Yeonpyeong: ilha vive com medo dois após ataque norte-coreano
Centenas de jovens soldados patrulham a cada dia entre casas em ruínas e outras completamente reconstruídas na ilha sul-coreana de Yeonpyeong, que não voltou a ser a mesma desde que a Coreia do Norte fez um ataque mortal de artilharia em 2010.
"Já não dormimos tranquilos ao pensar que podem bombardear de novo", assegura Kim Yoo-sung, morador de 83 anos, a um grupo de jornalistas neste enclave de apenas 700 hectares, de onde se vê uma ilha norte-coreana a apenas 5 km e terra firme do país comunista a 12 km.

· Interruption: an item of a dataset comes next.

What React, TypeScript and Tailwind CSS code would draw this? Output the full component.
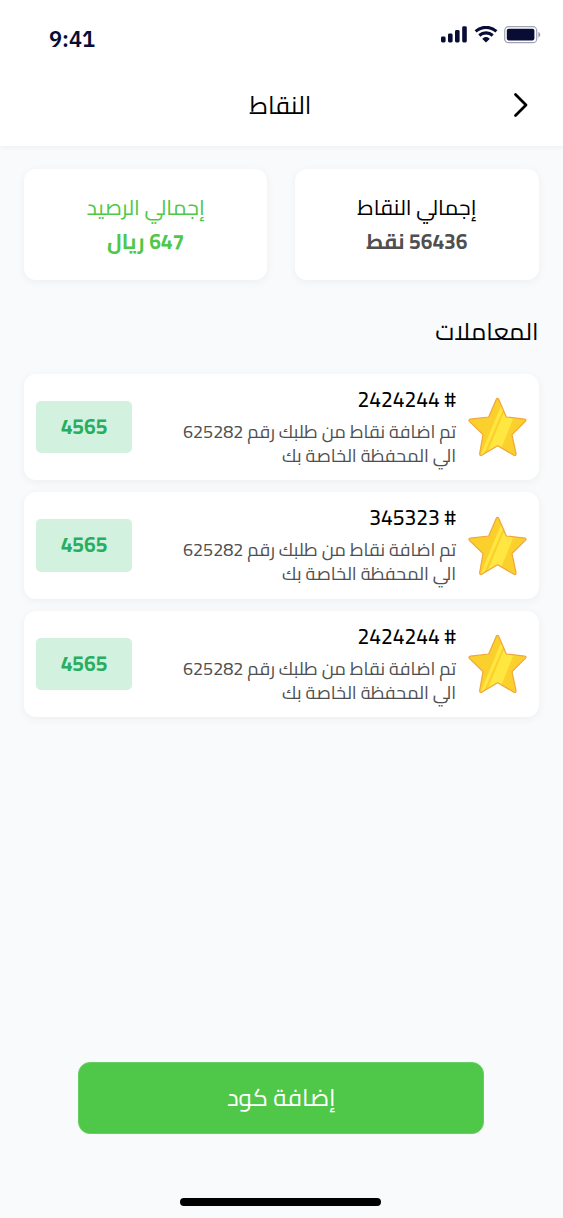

Afastada a mais de 80 km de território peninsular sul-coreano na disputada fronteira marítima com o Norte, Yeonpyeong é um foco natural de tensão, que explodiu com o bombardeio de novembro de 2010. O ataque de artilharia norte-coreano deixou quatro mortos - dois civis e dois militares - e cerca de 40 casas arrasadas.
"Começaram a soar bombas, minhas janelas e portas se quebraram e todos corremos para o refúgio", relata Kim, que no dia 23 de novembro de 2010 descansava em sua sala minutos antes de 170 mísseis atingirem a ilha.
Quase dois anos depois, o distante estrondo dos canhões em cada ensaio militar do Norte, que algumas noites alcança os ouvidos dos habitantes de Yeonpyeong, faz lembrar o trágico fato. Assim diz o idoso Kim, que também mostra orgulhoso aos presentes a profunda cicatriz de cerca de 15 centímetros que a Guerra da Coreia (1950-1953) gravou para sempre em sua perna.
O avô coloca seu dedo na cicatriz, começa a lembrar e imediatamente clama vingança contra o inimigo comunista, que seis décadas depois continua sendo origem e alvo da maioria de suas aflições. "O que diria aos norte-coreanos? Não lhes diria nada, lhes atiçaria!", invoca com fúria, em uma fiel representação do sentimento dos aproximadamente 2 mil habitantes que povoam Yeonpyeong, a maioria idosos como Kim, cujas vidas foram marcadas para sempre pelo conflito coreano.
Um conflito que parece não ter fim, mas só altos e baixos; um conflito que, sem deixar de sê-lo, mudou os disparos por apertos de mãos uma década atrás, mas hoje exala tensão entre Norte e Sul, que esperam o avanço ou retrocesso seguinte.
O líder norte-coreano, Kim Jong-un, visitou os destacamentos das ilhotas de Jangjae e Mu - de onde foi feito o ataque a Yeonpyeong -, pouco antes que Coreia do Sul e Estados Unidos mobilizassem dezenas de milhares de soldados em um exercício anual em grande escala.
Enquanto isso, no litoral norte da ilha as ondas batem constantes uma extensa praia só visitada por gaivotas e guarnecida por um velho muro de cimento e arame farpado. Yeonpyeong, tão militarizada como descuidada, onde caminhões do Exército transitam continuamente por ruas de pouco asfalto entre cultivos esquecidos, pilhas de lixo e montanhas de ferro-velho, ilustra a realidade de habitantes conscientes de que a destruição pode chegar a qualquer momento.
De fato, antes do bombardeio já habitava sobre a ilha a lembrança da morte em suas águas, onde dois choques entre as forças navais do Norte e Sul em 1999 e 2002 tiraram dezenas de vidas de ambos os lados.
Embora os moradores de Yeonpyeong saibam que viver ao fio do perigo não seja prato de bom gosto, é surpreendente que a população tenha experimentado um leve aumento de aproximadamente 1,8 mil habitantes há dois anos, cerca de 2 mil nos dias de hoje, segundo dados oficiais.
O recente aumento se deve à chegada de trabalhadores para a reconstrução de edificações e também de alguns pescadores de caranguejos, segundo o oficial chefe do Governo local, Kim Jae-in, somado a que nunca aconteceu a debandada para regiões mais seguras que muitos previram após o bombardeio de 2010.
"Nossa gente quer ficar na ilha, porque é seu lar", sentencia com orgulho o funcionário perante os jornalistas. "Claro que eu gostaria de viver mais tranquilo na península, mas sou velho. Nasci em Yeonpyeong e passei minha vida aqui", responde, por sua vez, o octogenário Kim.
Depois põe seu boné de veterano de guerra, deixa passar alguns segundos e medita em alta voz: "Eu fico aqui. O que posso fazer em Seul?".